:: Dataset extract ::
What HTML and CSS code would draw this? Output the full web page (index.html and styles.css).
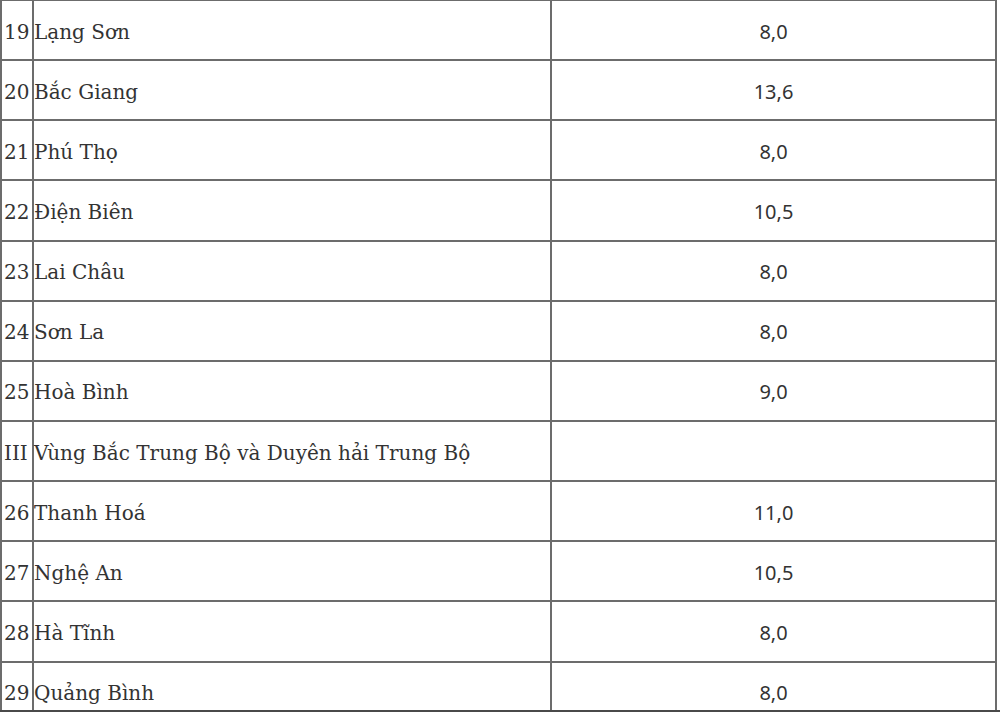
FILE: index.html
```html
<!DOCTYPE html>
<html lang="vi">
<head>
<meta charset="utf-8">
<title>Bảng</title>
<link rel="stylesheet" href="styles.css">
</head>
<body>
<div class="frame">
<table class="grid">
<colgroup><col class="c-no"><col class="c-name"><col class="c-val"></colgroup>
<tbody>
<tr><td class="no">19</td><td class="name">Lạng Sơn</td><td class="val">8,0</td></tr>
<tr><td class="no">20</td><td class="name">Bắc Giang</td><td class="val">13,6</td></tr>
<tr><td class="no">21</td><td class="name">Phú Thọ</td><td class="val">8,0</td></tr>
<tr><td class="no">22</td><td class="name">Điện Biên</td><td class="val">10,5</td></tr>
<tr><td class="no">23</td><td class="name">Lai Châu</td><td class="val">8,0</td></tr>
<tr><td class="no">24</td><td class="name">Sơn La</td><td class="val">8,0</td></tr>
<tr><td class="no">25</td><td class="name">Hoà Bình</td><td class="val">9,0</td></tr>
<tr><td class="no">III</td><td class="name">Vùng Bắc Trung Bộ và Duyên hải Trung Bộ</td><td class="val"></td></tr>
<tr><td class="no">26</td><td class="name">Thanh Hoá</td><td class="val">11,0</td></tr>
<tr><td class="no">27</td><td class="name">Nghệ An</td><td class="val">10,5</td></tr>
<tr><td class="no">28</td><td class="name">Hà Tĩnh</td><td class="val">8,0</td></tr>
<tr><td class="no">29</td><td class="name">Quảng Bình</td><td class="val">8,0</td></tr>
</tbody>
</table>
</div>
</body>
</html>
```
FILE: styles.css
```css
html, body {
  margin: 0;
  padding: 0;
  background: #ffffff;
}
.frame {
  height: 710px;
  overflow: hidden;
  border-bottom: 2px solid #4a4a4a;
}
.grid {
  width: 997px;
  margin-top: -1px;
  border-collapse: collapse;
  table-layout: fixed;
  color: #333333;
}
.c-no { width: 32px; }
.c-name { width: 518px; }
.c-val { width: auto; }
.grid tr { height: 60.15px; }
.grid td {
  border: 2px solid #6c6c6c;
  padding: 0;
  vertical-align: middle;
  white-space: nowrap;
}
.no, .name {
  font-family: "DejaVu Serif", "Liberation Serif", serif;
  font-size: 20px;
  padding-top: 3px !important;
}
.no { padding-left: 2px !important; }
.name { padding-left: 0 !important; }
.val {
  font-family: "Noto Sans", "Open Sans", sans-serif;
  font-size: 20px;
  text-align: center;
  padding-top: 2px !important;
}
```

:: What you are asked to do ::
Print the listing above in full, exactly as written. Omit any pictures.

:: Correct response ::
What HTML and CSS code would draw this? Output the full web page (index.html and styles.css).
FILE: index.html
```html
<!DOCTYPE html>
<html lang="vi">
<head>
<meta charset="utf-8">
<title>Bảng</title>
<link rel="stylesheet" href="styles.css">
</head>
<body>
<div class="frame">
<table class="grid">
<colgroup><col class="c-no"><col class="c-name"><col class="c-val"></colgroup>
<tbody>
<tr><td class="no">19</td><td class="name">Lạng Sơn</td><td class="val">8,0</td></tr>
<tr><td class="no">20</td><td class="name">Bắc Giang</td><td class="val">13,6</td></tr>
<tr><td class="no">21</td><td class="name">Phú Thọ</td><td class="val">8,0</td></tr>
<tr><td class="no">22</td><td class="name">Điện Biên</td><td class="val">10,5</td></tr>
<tr><td class="no">23</td><td class="name">Lai Châu</td><td class="val">8,0</td></tr>
<tr><td class="no">24</td><td class="name">Sơn La</td><td class="val">8,0</td></tr>
<tr><td class="no">25</td><td class="name">Hoà Bình</td><td class="val">9,0</td></tr>
<tr><td class="no">III</td><td class="name">Vùng Bắc Trung Bộ và Duyên hải Trung Bộ</td><td class="val"></td></tr>
<tr><td class="no">26</td><td class="name">Thanh Hoá</td><td class="val">11,0</td></tr>
<tr><td class="no">27</td><td class="name">Nghệ An</td><td class="val">10,5</td></tr>
<tr><td class="no">28</td><td class="name">Hà Tĩnh</td><td class="val">8,0</td></tr>
<tr><td class="no">29</td><td class="name">Quảng Bình</td><td class="val">8,0</td></tr>
</tbody>
</table>
</div>
</body>
</html>
```
FILE: styles.css
```css
html, body {
  margin: 0;
  padding: 0;
  background: #ffffff;
}
.frame {
  height: 710px;
  overflow: hidden;
  border-bottom: 2px solid #4a4a4a;
}
.grid {
  width: 997px;
  margin-top: -1px;
  border-collapse: collapse;
  table-layout: fixed;
  color: #333333;
}
.c-no { width: 32px; }
.c-name { width: 518px; }
.c-val { width: auto; }
.grid tr { height: 60.15px; }
.grid td {
  border: 2px solid #6c6c6c;
  padding: 0;
  vertical-align: middle;
  white-space: nowrap;
}
.no, .name {
  font-family: "DejaVu Serif", "Liberation Serif", serif;
  font-size: 20px;
  padding-top: 3px !important;
}
.no { padding-left: 2px !important; }
.name { padding-left: 0 !important; }
.val {
  font-family: "Noto Sans", "Open Sans", sans-serif;
  font-size: 20px;
  text-align: center;
  padding-top: 2px !important;
}
```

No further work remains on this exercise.